My mental health, is just that. It’s mine. It is my journey, my struggle. My job to get me fixed.
It’s funny. Talking about mental health still taboo. Sharing what is going on in our heads is still frowned upon. Despite more prominence on social media, the tv, celebrities sharing their struggles, prominent experts talking about it, having mental health issues is still something that makes people feel uncomfortable.
What also seems to bother people is how you go about working through or dealing with a mental health journey. How fast you are working to “getting better” or “getting over it” or “being well”.
You see, I am very open about my mental health struggles. It’s not a secret. I am not ashamed and I refuse to pipe down and pretend I am ok to please other people. If my mental health journey makes someone uncomfortable, then that is their problem not mine.
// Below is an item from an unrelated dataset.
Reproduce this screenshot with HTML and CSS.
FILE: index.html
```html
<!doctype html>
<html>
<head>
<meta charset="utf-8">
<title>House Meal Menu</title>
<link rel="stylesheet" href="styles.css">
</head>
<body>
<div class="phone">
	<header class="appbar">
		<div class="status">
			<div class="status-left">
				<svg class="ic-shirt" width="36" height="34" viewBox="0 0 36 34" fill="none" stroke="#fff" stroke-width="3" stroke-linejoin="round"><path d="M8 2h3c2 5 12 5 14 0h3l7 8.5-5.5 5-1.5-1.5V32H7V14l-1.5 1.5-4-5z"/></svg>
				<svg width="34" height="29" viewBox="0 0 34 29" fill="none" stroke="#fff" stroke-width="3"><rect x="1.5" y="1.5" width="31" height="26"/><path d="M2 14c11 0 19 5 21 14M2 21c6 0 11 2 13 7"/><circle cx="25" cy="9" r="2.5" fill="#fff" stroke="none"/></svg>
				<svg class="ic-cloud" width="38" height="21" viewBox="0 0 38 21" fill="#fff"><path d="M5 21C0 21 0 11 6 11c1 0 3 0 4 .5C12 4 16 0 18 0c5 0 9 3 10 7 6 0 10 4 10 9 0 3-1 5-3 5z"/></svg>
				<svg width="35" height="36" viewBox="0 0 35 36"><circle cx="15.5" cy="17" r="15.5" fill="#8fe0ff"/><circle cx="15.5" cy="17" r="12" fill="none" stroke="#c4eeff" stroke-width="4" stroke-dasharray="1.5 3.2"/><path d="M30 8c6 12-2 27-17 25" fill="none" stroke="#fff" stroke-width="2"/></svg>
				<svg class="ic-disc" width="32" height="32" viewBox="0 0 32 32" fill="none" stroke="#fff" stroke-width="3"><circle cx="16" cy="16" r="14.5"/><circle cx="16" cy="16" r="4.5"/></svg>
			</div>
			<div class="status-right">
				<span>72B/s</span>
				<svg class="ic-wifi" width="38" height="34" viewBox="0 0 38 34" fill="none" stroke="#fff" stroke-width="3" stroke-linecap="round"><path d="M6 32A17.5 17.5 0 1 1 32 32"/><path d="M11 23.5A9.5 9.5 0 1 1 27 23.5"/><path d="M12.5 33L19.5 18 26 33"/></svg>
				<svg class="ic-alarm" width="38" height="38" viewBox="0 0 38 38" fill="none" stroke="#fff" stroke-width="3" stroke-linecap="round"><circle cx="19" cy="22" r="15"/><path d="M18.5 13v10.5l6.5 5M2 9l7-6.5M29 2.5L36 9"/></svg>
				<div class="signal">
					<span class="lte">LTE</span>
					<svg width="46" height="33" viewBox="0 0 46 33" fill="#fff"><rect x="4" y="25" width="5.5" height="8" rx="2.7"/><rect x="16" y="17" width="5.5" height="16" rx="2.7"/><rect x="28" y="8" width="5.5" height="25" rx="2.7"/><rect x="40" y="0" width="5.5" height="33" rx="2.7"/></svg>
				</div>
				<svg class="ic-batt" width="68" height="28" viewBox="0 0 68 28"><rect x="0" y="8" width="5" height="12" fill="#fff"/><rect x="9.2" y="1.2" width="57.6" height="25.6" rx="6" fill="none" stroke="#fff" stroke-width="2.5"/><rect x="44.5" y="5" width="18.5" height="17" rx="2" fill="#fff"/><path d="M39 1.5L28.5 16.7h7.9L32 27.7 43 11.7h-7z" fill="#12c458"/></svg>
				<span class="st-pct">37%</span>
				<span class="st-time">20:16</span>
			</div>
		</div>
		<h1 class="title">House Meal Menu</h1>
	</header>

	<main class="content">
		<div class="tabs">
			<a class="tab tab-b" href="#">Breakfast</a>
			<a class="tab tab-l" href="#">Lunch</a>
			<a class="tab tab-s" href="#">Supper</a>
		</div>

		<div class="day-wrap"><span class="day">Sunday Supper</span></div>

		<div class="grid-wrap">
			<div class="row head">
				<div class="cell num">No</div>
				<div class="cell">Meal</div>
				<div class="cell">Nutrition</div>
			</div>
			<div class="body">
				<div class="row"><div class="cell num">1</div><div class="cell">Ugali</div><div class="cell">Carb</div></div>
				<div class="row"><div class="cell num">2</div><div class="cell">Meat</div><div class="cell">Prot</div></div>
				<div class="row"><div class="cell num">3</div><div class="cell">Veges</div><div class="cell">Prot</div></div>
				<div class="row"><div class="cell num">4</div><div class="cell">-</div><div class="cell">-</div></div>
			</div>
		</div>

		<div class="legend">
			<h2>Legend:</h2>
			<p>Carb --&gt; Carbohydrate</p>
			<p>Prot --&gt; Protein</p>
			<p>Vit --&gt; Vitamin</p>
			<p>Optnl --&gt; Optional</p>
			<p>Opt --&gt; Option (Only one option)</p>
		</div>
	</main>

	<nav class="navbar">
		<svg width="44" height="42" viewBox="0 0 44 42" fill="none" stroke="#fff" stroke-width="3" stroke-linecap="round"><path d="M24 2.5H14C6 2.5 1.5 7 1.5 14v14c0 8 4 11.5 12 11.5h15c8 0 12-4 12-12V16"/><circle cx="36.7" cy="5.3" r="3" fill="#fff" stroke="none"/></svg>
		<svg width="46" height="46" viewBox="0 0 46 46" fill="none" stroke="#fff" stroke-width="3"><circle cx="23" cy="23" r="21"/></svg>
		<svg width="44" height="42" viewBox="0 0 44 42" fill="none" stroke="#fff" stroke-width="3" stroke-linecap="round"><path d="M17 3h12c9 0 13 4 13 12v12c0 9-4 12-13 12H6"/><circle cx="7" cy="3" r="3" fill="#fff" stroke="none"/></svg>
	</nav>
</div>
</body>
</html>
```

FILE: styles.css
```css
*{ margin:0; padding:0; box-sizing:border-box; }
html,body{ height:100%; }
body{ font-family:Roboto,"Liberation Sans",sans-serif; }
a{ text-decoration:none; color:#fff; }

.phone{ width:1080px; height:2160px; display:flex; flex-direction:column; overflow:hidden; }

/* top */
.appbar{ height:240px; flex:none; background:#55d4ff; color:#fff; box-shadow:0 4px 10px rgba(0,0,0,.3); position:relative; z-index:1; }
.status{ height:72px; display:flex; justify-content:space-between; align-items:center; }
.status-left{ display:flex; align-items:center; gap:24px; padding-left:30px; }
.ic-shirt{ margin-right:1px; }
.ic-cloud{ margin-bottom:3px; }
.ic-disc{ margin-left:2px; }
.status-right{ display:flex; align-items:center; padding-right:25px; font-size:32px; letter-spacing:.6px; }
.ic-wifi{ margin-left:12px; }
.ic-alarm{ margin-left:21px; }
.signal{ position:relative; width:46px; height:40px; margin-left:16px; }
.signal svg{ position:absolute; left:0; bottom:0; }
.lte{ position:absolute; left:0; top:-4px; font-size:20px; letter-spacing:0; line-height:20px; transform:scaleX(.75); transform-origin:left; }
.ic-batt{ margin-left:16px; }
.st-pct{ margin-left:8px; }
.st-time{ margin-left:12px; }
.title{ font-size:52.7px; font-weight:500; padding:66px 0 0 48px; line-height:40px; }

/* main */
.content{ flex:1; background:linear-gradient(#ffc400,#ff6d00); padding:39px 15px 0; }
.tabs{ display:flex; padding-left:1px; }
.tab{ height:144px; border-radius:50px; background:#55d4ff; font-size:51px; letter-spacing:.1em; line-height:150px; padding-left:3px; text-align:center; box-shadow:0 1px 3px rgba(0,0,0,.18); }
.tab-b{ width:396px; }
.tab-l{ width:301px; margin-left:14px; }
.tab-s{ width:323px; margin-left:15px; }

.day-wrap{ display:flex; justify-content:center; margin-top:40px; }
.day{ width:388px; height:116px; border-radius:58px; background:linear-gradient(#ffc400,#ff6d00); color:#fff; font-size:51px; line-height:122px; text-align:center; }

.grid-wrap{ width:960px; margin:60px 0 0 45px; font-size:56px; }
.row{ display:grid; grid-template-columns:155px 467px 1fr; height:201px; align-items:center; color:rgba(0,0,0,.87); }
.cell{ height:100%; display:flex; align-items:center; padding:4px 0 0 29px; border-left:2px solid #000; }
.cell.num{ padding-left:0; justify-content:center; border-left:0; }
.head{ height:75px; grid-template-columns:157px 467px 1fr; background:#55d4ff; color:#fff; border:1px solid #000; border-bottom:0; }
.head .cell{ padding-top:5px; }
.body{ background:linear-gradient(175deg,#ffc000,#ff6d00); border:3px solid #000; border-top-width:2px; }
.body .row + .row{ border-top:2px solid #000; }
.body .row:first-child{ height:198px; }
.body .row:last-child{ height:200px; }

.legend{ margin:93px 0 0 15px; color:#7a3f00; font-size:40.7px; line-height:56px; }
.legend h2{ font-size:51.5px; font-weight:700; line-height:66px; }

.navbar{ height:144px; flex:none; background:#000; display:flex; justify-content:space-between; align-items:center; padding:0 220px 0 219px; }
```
Working through my mental health issues, finding a stronger and better me, learning to manage the anxiety that has lived inside my head for as long as I can remember. That is mine too. I don’t work on a schedule set by other people. Anxiety is not like a broken leg. It doesn’t have a set time to heal and recover so you can be normal again.
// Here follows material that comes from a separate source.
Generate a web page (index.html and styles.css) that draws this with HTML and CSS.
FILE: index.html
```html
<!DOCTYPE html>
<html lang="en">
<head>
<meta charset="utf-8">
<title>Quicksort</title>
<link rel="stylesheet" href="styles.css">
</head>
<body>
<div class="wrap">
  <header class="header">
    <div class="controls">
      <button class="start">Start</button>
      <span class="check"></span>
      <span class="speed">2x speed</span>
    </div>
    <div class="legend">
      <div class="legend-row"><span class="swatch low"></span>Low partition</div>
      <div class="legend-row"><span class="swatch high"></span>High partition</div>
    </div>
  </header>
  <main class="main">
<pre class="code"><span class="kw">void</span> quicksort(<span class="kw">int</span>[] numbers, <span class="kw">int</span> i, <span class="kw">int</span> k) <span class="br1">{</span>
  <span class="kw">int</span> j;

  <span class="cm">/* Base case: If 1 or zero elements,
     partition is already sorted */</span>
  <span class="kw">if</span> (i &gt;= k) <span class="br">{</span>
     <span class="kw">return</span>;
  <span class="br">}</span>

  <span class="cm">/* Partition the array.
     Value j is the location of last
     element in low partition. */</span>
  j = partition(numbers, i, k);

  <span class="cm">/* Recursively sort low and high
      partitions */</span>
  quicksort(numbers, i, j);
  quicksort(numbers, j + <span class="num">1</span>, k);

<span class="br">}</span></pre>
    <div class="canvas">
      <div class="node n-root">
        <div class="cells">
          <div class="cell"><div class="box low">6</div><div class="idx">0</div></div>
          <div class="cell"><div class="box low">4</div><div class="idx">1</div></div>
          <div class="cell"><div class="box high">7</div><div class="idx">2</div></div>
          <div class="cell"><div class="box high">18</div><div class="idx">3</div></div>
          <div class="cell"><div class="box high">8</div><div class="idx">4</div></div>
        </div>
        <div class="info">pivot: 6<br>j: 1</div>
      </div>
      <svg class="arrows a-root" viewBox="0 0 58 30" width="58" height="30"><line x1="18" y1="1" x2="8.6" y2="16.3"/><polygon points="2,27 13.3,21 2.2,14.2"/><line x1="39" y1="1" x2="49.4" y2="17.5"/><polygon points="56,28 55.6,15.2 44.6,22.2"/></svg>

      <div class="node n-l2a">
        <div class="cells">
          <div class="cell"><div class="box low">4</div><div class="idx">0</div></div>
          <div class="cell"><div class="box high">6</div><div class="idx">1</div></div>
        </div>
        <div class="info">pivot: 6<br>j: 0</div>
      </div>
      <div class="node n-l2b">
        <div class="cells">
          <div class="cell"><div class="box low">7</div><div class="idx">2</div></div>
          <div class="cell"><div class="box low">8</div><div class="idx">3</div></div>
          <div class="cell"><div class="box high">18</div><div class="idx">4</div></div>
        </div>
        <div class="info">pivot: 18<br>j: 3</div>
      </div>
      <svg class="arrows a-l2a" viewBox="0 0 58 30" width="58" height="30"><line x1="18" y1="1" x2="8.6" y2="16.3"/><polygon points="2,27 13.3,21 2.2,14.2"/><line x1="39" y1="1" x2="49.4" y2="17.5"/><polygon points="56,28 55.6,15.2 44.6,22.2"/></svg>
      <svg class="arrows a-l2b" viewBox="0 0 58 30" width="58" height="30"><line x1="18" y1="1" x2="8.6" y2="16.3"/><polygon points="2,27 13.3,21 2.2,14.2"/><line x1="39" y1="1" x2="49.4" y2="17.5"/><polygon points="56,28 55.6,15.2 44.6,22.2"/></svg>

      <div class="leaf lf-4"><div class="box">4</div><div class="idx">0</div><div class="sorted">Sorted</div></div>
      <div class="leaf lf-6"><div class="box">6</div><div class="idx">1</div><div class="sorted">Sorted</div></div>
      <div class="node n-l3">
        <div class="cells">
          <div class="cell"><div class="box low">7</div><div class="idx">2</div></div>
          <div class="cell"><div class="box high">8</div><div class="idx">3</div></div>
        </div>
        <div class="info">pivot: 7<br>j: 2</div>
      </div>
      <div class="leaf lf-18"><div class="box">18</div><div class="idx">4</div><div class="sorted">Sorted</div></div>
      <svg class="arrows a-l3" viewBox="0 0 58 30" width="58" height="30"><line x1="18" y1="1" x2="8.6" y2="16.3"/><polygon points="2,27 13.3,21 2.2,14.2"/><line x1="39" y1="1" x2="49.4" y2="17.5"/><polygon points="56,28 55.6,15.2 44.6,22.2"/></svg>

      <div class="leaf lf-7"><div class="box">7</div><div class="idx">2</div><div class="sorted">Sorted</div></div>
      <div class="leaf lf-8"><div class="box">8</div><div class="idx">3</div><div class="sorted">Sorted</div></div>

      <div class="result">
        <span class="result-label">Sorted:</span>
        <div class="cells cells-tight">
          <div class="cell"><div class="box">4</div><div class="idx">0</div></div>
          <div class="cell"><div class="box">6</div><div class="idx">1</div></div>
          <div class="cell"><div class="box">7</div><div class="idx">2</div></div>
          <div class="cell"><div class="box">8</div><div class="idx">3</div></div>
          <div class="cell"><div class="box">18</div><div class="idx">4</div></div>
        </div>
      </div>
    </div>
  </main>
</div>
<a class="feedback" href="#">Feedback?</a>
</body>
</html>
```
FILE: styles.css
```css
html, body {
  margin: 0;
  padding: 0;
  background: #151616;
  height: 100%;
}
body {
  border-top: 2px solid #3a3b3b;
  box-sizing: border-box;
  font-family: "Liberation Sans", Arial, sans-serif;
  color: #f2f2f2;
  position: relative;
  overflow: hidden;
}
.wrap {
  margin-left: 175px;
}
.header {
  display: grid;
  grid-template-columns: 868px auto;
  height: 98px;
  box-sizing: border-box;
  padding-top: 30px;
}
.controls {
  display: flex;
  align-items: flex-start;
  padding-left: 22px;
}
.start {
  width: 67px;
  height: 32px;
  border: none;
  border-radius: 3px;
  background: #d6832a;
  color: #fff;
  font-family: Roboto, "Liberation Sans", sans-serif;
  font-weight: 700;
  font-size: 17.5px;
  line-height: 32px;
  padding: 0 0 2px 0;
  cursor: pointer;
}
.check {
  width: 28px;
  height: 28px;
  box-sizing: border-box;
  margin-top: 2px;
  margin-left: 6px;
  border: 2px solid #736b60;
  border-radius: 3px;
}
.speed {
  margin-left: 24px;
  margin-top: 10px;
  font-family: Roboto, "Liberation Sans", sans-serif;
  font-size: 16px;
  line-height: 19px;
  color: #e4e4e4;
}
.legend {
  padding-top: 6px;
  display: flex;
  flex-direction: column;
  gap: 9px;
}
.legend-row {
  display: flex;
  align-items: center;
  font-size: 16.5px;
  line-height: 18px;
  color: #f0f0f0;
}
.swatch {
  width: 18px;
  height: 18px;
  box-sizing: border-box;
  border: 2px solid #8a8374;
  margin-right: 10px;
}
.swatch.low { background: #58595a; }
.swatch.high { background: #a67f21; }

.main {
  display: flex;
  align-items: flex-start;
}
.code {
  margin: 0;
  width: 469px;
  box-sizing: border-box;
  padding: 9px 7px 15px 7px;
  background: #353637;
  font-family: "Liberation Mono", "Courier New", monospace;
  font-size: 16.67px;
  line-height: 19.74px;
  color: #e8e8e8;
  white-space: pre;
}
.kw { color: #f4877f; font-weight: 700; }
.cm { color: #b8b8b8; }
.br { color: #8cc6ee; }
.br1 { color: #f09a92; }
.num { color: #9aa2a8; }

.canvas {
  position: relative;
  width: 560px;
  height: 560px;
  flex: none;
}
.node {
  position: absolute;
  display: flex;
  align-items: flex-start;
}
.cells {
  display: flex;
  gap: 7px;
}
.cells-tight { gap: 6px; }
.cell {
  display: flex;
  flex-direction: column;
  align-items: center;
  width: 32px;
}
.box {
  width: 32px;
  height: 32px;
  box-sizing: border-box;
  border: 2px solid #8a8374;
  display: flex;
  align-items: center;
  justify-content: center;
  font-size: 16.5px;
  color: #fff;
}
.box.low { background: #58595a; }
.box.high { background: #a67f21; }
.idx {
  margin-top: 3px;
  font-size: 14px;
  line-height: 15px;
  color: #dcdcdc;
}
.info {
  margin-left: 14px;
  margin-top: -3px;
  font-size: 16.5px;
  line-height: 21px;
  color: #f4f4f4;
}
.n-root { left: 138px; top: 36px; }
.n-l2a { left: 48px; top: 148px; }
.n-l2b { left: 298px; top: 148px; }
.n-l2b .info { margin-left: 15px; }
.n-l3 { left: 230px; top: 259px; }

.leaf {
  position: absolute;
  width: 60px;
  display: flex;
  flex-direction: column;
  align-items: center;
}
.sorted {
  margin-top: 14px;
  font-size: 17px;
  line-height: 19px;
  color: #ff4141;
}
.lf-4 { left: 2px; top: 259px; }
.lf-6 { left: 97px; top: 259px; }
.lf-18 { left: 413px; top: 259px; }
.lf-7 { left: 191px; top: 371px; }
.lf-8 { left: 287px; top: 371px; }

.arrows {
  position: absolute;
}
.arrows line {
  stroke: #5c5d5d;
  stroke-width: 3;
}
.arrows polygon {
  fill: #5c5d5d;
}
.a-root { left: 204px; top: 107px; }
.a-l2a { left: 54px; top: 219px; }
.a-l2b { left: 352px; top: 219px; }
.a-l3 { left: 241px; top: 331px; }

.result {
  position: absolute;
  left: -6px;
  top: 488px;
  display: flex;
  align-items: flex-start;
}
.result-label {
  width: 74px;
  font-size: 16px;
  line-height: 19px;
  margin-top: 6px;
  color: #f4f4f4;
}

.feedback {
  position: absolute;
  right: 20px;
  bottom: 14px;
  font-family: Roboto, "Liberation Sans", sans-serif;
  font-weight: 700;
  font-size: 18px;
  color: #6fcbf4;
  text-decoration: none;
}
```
I am not working on a set time frame. Some things are so much better. Some things are not better. Some things I am working hard on, to deal with, to help me be stronger. Some things are on a back burner, whilst I wait to be ready to process them.
I will not jump through hoops to meet the expectations of other people who think that I should be “over it” or “better by now” or “should just be getting on with life”.
I am actually getting on with life, all the time. Every day. I get up, I parent my kids, I work on my marriage, I go to work, I serve my community, I am a friend, a colleague. I do housework, I shop, I read, I cook, I go out, and have a life (apparently my mental health condition makes me a recluse, I will remember that the next time I am out and doing something I enjoy with people I like, that perhaps doesn’t suit the expectations of those who think they know what’s best but can’t get past their own misconceptions of what anxiety and being an introvert is about, to see what actually what is best for me) and I live my life.
I do all this whilst working on my mental health. I am getting on with it, trying to “get over it”. But I am doing it in my own time. That works for me.
The anxiety I have lived with, for as long as I can remember, can be triggered by the wants and needs of other people when they put pressure on me to conform to their expectations above mine. I will not allow pressure to heal, to be better, to be stronger, to move on, from people who don’t understand what this journey is taking and how hard I am working to walk it. I have a therapist and a medical professional who support me and are helping me to work out timing and my pace. That’s all I need.
It’s my journey. I will work it through in my own time. I am healing in my own time. Not yours.